▶ **AIM OF THE EXERCISE**:
Repeat every line exactly, keeping the pictures out of the copy.

▶ **DATA SEGMENT**:
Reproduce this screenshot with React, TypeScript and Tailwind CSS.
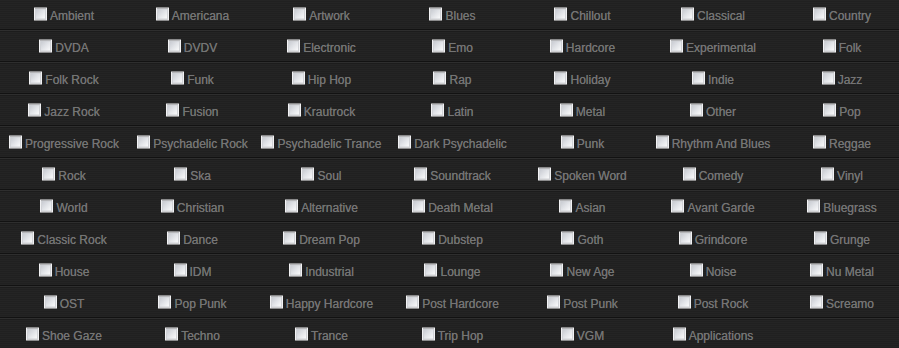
import React from "react";

const rows: string[][] = [
  ["Ambient", "Americana", "Artwork", "Blues", "Chillout", "Classical", "Country"],
  ["DVDA", "DVDV", "Electronic", "Emo", "Hardcore", "Experimental", "Folk"],
  ["Folk Rock", "Funk", "Hip Hop", "Rap", "Holiday", "Indie", "Jazz"],
  ["Jazz Rock", "Fusion", "Krautrock", "Latin", "Metal", "Other", "Pop"],
  ["Progressive Rock", "Psychadelic Rock", "Psychadelic Trance", "Dark Psychadelic", "Punk", "Rhythm And Blues", "Reggae"],
  ["Rock", "Ska", "Soul", "Soundtrack", "Spoken Word", "Comedy", "Vinyl"],
  ["World", "Christian", "Alternative", "Death Metal", "Asian", "Avant Garde", "Bluegrass"],
  ["Classic Rock", "Dance", "Dream Pop", "Dubstep", "Goth", "Grindcore", "Grunge"],
  ["House", "IDM", "Industrial", "Lounge", "New Age", "Noise", "Nu Metal"],
  ["OST", "Pop Punk", "Happy Hardcore", "Post Hardcore", "Post Punk", "Post Rock", "Screamo"],
  ["Shoe Gaze", "Techno", "Trance", "Trip Hop", "VGM", "Applications", ""],
];

function Box() {
  return (
    <span className="inline-block w-[13px] h-[13px] shrink-0 border border-[#f2f2f4] bg-[linear-gradient(135deg,#c2c5cc_0%,#e2e4e8_50%,#ffffff_100%)] shadow-[inset_0_0_0_1px_#d0d2d6] -translate-y-[1.5px]" />
  );
}

export default function App() {
  return (
    <div
      className="w-[899px] h-[348px] overflow-hidden bg-[#212121] bg-[image:repeating-linear-gradient(0deg,#202020_0px,#202020_1px,#242424_1px,#242424_2px)]"
      style={{ fontFamily: '"Liberation Sans", Arial, sans-serif' }}
    >
      <div className="w-[904px]">
        {rows.map((row, i) => (
          <div key={i} className="flex flex-col">
            <div className="grid grid-cols-[128px_129px_129px_133px_127px_134px_124px] h-[29px] pt-[2px]">
              {row.map((g, j) => (
                <div key={j} className="flex items-center justify-center">
                  {g && (
                    <label className="flex items-center gap-[3px] text-[12px] text-[#747474] whitespace-nowrap [text-shadow:0_0_0.4px_#747474]">
                      <Box />
                      <span>{g}</span>
                    </label>
                  )}
                </div>
              ))}
            </div>
            <div className="h-px bg-[#121212]" />
            <div className="h-px bg-[#2e2e2e]" />
            <div className="h-px bg-[#1c1c1c]" />
          </div>
        ))}
      </div>
    </div>
  );
}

▶ **ANSWER TO THE EXERCISE**:
Reproduce this screenshot with React, TypeScript and Tailwind CSS.
import React from "react";

const rows: string[][] = [
  ["Ambient", "Americana", "Artwork", "Blues", "Chillout", "Classical", "Country"],
  ["DVDA", "DVDV", "Electronic", "Emo", "Hardcore", "Experimental", "Folk"],
  ["Folk Rock", "Funk", "Hip Hop", "Rap", "Holiday", "Indie", "Jazz"],
  ["Jazz Rock", "Fusion", "Krautrock", "Latin", "Metal", "Other", "Pop"],
  ["Progressive Rock", "Psychadelic Rock", "Psychadelic Trance", "Dark Psychadelic", "Punk", "Rhythm And Blues", "Reggae"],
  ["Rock", "Ska", "Soul", "Soundtrack", "Spoken Word", "Comedy", "Vinyl"],
  ["World", "Christian", "Alternative", "Death Metal", "Asian", "Avant Garde", "Bluegrass"],
  ["Classic Rock", "Dance", "Dream Pop", "Dubstep", "Goth", "Grindcore", "Grunge"],
  ["House", "IDM", "Industrial", "Lounge", "New Age", "Noise", "Nu Metal"],
  ["OST", "Pop Punk", "Happy Hardcore", "Post Hardcore", "Post Punk", "Post Rock", "Screamo"],
  ["Shoe Gaze", "Techno", "Trance", "Trip Hop", "VGM", "Applications", ""],
];

function Box() {
  return (
    <span className="inline-block w-[13px] h-[13px] shrink-0 border border-[#f2f2f4] bg-[linear-gradient(135deg,#c2c5cc_0%,#e2e4e8_50%,#ffffff_100%)] shadow-[inset_0_0_0_1px_#d0d2d6] -translate-y-[1.5px]" />
  );
}

export default function App() {
  return (
    <div
      className="w-[899px] h-[348px] overflow-hidden bg-[#212121] bg-[image:repeating-linear-gradient(0deg,#202020_0px,#202020_1px,#242424_1px,#242424_2px)]"
      style={{ fontFamily: '"Liberation Sans", Arial, sans-serif' }}
    >
      <div className="w-[904px]">
        {rows.map((row, i) => (
          <div key={i} className="flex flex-col">
            <div className="grid grid-cols-[128px_129px_129px_133px_127px_134px_124px] h-[29px] pt-[2px]">
              {row.map((g, j) => (
                <div key={j} className="flex items-center justify-center">
                  {g && (
                    <label className="flex items-center gap-[3px] text-[12px] text-[#747474] whitespace-nowrap [text-shadow:0_0_0.4px_#747474]">
                      <Box />
                      <span>{g}</span>
                    </label>
                  )}
                </div>
              ))}
            </div>
            <div className="h-px bg-[#121212]" />
            <div className="h-px bg-[#2e2e2e]" />
            <div className="h-px bg-[#1c1c1c]" />
          </div>
        ))}
      </div>
    </div>
  );
}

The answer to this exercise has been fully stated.